If an applicant contacts the IPS because they have found their passport and they wish to withdraw their application - see withdrawing replacement applications.

If an applicant contacts the IPS having found their expired or almost expired passport and they wish to continue with their passport application, the applicant must be told to return the passport to the IPS.

Where the expired (or almost expired) passport has already been reported lost or stolen and there is an LS record existing, the passport must be forwarded to the LSR Team so that they can record it as recovered. Passports returned in these circumstances will usually be destroyed by the LSR Team.

Further down in the section on withdrawing replacement applications it reads:

Where an applicant contacts the IPS to advise us that they have now found their missing passport and they want to withdraw their application it will not always be possible to comply with the applicant’s request. Please see Withdrawal of Applications for information on how to correctly withdraw applications.

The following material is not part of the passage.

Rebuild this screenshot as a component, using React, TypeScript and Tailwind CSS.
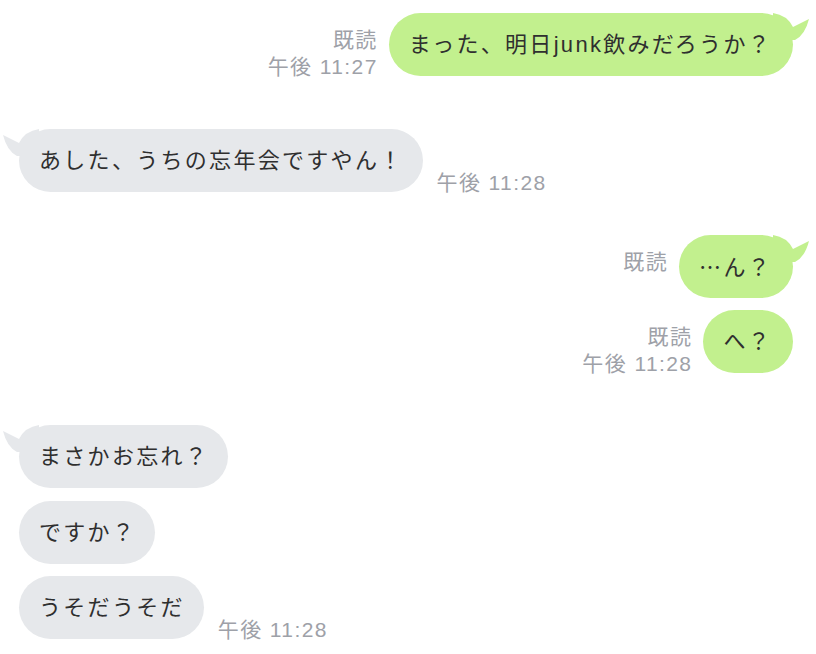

An LS record must be passed if:

  • The passport has been in the hands of a third party and returned to the passport holder
  • The passport holder has already notified other Government departments such as FCO, UKBA or Police
  • The passport was lost overseas.

Unfortunately, we cannot guarantee that a passport has not been misused during the time the passport was out of the passport holder’s possession, and our advice in these circumstances must be that the passport holder should not attempt to use the passport if it has been returned to them. Our aim is to remove as many of these passports as possible from circulation, and any such passport must be returned to the IPS for cancellation.

An LS record can be failed and any application to replace a passport withdrawn only if the passport was declared mislaid at home and the passport holder confirms in writing that they have now found the passport at home and they no longer wish to continue with the application. The applicant must also be asked to confirm that the passport has not been reported missing to any other organisation or via the IPS web site. The applicant must be advised not to attempt to use the passport until they have received written confirmation from the LSR Team that the notification has been failed.

(Emphasis in the original)

Assuming you misplaced your passport at home and it was not due to expire anytime soon, the exception in the final paragraph may apply. In that case, you may be able to re-validate your existing passport after contacting the Passport Office.

However, it also seems that in most cases your lost and found passport will be cancelled with little to no hope of ever using it again. This is probably the reason why you were told to cut off a corner so that it is clear to anyone seeing it that it is invalid.

What the IPS is most worried about is, I gather, some third party gaining access to your passport and misusing it between you losing and finding it. That seems to be the principal reason why in so many cases a lost and found passport should be sent in nonetheless so that they can destroy it. If you are certain that nobody laid hands on your passport between you losing and finding it, then I would not worry. Certainly, nobody is going to search your house and subsequently fine you for not reporting a re-found passport.

The document seems to make it very clear that previously lost passports that are sent in are not returned but rather destroyed. (I did not find any exception to that rule while scanning for this answer.) So if you want to keep your passport (e.g. as a reminder of your trips or because any visa stamp or sticker therein could benefit you in a future application to that country) do not send it in.

I cannot give you a good recommendation for how to prevent a loss in the mail should you choose to send your passport in for destruction. Registered mail so that you can trace it seems a possibility. Personally, I would probably use standard mail but you seem to have less trust in the postal system than I do.

Finally, under no circumstances ever attempt to use the lost and re-found passport for travel unless you got the positive written confirmation as quoted above. The passport will have been entered into a database of lost and stolen passports and it will flag up on the immigration officer’s monitor the second you attempt to use it to enter or exit any country that shares this data with the UK. Without having sources on hand I would assume at the very least that this includes the Five Eyes, the Schengen Area and non-Schengen EU members, probably also the Commonwealth countries – but I would not be surprised if the same database is accessible to immigration officers of upwards of 150 countries. Turning up with a passport that has been reported lost immediately makes you a passport thief in the eyes of the immigration officer – absolutely not a situation you want to be in.